It’s an extremely troubling decision on several grounds that runs counter to decisions in Tennessee, Florida, Utah, and Montana. Kacsmaryk unquestioningly repeated West Texas A&M University president Walter Wendler’s comparison of drag to blackface to start off the opinion and cited later in his opinion to the far-right, anti-transgender “Gays Against Groomers” group and to anti-CRT, anti-LGBTQ activist Christopher Rufo for their views on drag.
Unlike any other judge to address these issues in the past year since conservatives decided to start attacking drag, Kacsmaryk just went along with the anti-queer arguments, adding in his own when needed to justify his decision.
On the substance, Kacsmaryk found that Wendler did not violate any clearly established right in sending an email to everyone on campus asserting that the school “will not” host a drag show on campus because he thinks drag shows are contrary to “Natural Law” and despite the fact that “the law of the land appears to require” him not to censor the student group in this way.
Kacsmaryk dismissed claims that drag shows have any “intentional and overwhelmingly apparent” message, dismissed claims that this was content-based discrimination, dismissed claimed protections for “expressive activity” by finding that this is “sexualized conduct” that could be regulated differently, and pointed to Wendler’s claimed protection of women in banning drag as a “countervailing” policy interest.
In discussing these arguments, here is where Kacsmaryk apparently looked on his own for extreme anti-LGBTQ information to cite, as it wasn’t in either set of university parties’ briefs.
First, he cited to Gays Against Groomers as evidence(?) that the “overwhelming majority of gay people” oppose “drag queen story hours [and] drag shows involving children.”
And, then he cited to Rufo for evidence(?) that “similar[]” events contained “highly sexualized content”:
Neither citation appears in the briefs submitted by Wendler or by the other university system officials.
Kacsmaryk also found that, even if there were First Amendment rights involved, Wendler’s decision wasn’t “objectively unreasonable.” This, despite the fact that Wendler basically said in the email that he knew it was unreasonable. Here’s how Kacsmaryk dealt with that:
The findings that Wendler did not violate a “clearly established right” and that it was not “objectively unreasonable” meant that Kacsmaryk decided the group could not sue Wendler in his individual capacity.
As to being sued in his official capacity, which would allow forward-looking relief like an injunction, Kacsmaryk did not dismiss the case. He also refused to dismiss two other officials sued.
At the same time, though, he quickly went on to deny the plaintiffs’ request for a preliminary injunction against those three officials — essentially relying on his earlier stated ruling about constitutional protections for drag to rule that the plaintiffs aren’t likely to succeed on the merits of their case and then adding that the next drag show wasn’t scheduled until March 2024, so, they wouldn’t face harms now by not getting an injunction.

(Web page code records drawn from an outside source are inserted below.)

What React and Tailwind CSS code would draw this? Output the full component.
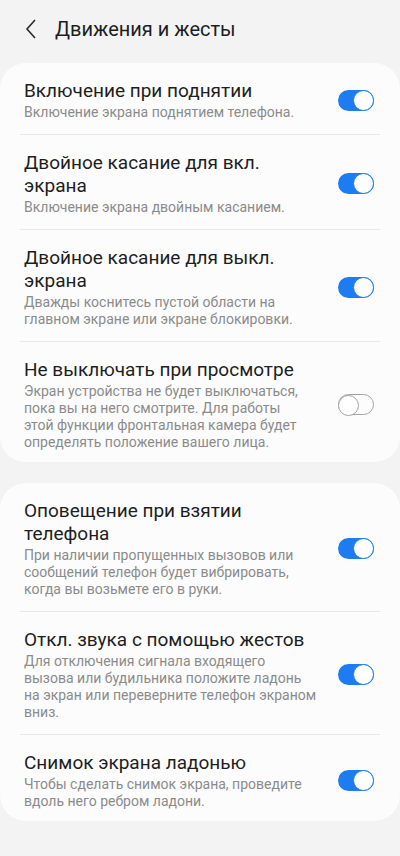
import { useState } from "react";

const groups = [
	[
		{
			title: "Включение при поднятии",
			desc: "Включение экрана поднятием телефона.",
			on: true,
		},
		{
			title: "Двойное касание для вкл. экрана",
			desc: "Включение экрана двойным касанием.",
			on: true,
		},
		{
			title: "Двойное касание для выкл. экрана",
			desc: "Дважды коснитесь пустой области на\nглавном экране или экране блокировки.",
			on: true,
		},
		{
			title: "Не выключать при просмотре",
			desc: "Экран устройства не будет выключаться,\nпока вы на него смотрите. Для работы\nэтой функции фронтальная камера будет\nопределять положение вашего лица.",
			on: false,
		},
	],
	[
		{
			title: "Оповещение при взятии телефона",
			desc: "При наличии пропущенных вызовов или\nсообщений телефон будет вибрировать,\nкогда вы возьмете его в руки.",
			on: true,
		},
		{
			title: "Откл. звука с помощью жестов",
			desc: "Для отключения сигнала входящего\nвызова или будильника положите ладонь\nна экран или переверните телефон экраном\nвниз.",
			on: true,
		},
		{
			title: "Снимок экрана ладонью",
			desc: "Чтобы сделать снимок экрана, проведите\nвдоль него ребром ладони.",
			on: true,
		},
	],
];

const Toggle = ({ on, onClick }) => (
	<button
		onClick={onClick}
		className={`relative shrink-0 w-[36px] h-[21px] rounded-full ${
			on ? "bg-[#1d7cf2]" : "border-[1.5px] border-[#a3a3a3]"
		}`}
	>
		<span
			className={`absolute top-0 w-[21px] h-[21px] rounded-full bg-white ${
				on ? "right-0 border-[1.5px] border-[#1d7cf2]" : "-left-[1.5px] -top-[1.5px] border-[1.5px] border-[#a3a3a3]"
			}`}
		/>
	</button>
);

const Item = ({ item, last, onToggle }) => (
	<div>
		<div className={`flex items-center pl-6 pr-[26px] pt-4 ${last ? "pb-[11px]" : "pb-[13px]"}`}>
			<div className="flex-1 pr-2">
				<div className="text-[19px] leading-[23px] text-[#1e1e1e] pr-2">{item.title}</div>
				<div className="mt-[2px] text-[14px] leading-[17px] text-[#8b8b8b] whitespace-pre-line">
					{item.desc}
				</div>
			</div>
			<Toggle on={item.on} onClick={onToggle} />
		</div>
		{!last && <div className="mx-5 h-px bg-[#e8e8e8]" />}
	</div>
);

const App = () => {
	const [state, setState] = useState(groups);

	const toggle = (g, i) => {
		setState((prev) =>
			prev.map((grp, gi) =>
				gi !== g ? grp : grp.map((it, ii) => (ii === i ? { ...it, on: !it.on } : it))
			)
		);
	};

	return (
		<div
			className="min-h-[856px] w-[400px] bg-[#f3f3f3] pb-8"
			style={{ fontFamily: "Roboto, 'Noto Sans', sans-serif" }}
		>
			<div className="flex items-center h-[58px]">
				<svg width="14" height="22" viewBox="0 0 14 22" className="ml-[24px]">
					<polyline points="11,2 3,11 11,20" fill="none" stroke="#2a2a2a" strokeWidth="1.6" />
				</svg>
				<div className="ml-[17px] text-[20px] text-[#1e1e1e]">Движения и жесты</div>
			</div>
			<div className="flex flex-col gap-[21px] pt-[5px]">
				{state.map((grp, g) => (
					<div key={g} className="bg-[#fcfcfc] rounded-[26px]">
						{grp.map((item, i) => (
							<Item
								key={i}
								item={item}
								last={i === grp.length - 1}
								onToggle={() => toggle(g, i)}
							/>
						))}
					</div>
				))}
			</div>
		</div>
	);
};

export default App;
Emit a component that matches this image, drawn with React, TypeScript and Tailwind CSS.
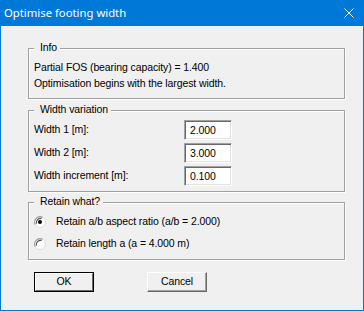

It’s an extremely biased ruling by a judge who has established that he does not care about being overturned — even by the most conservative appeals court in the nation.
Still no decision on the religious-liberty training order
As of 4:00 p.m. ET Friday, the U.S. Court of Appeals for the Fifth Circuit is yet to take action on Southwest Airlines’ request for a stay of a district court’s sanctions order that requires three of the airlines’ lawyers to attend “religious-liberty training” by the far-right legal advocacy organization, Alliance Defending Freedom.
The training is scheduled to take place four days from now: Sept. 26.
After an administrative stay expired last weekend, the sanctions order has remained in effect with no action from the appeals court all this week.
The plaintiff in the underlying religious discrimination lawsuit against Southwest had filed her opposition to a stay pending appeal on Monday. She does not, however, oppose an administrative stay if needed so the court can consider Southwest’s request.
Southwest filed its reply on Friday:
As Southwest noted, time for action is running short.
More Thomas news
On Friday morning, Pro Publica published a report about Justice Clarence Thomas secretly attending two of the Koch network’s donor events.
From Pro Publica:
Thomas has attended Koch donor events at least twice over the years, according to interviews with three former network employees and one major donor. The justice was brought in to speak, staffers said, in the hopes that such access would encourage donors to continue giving.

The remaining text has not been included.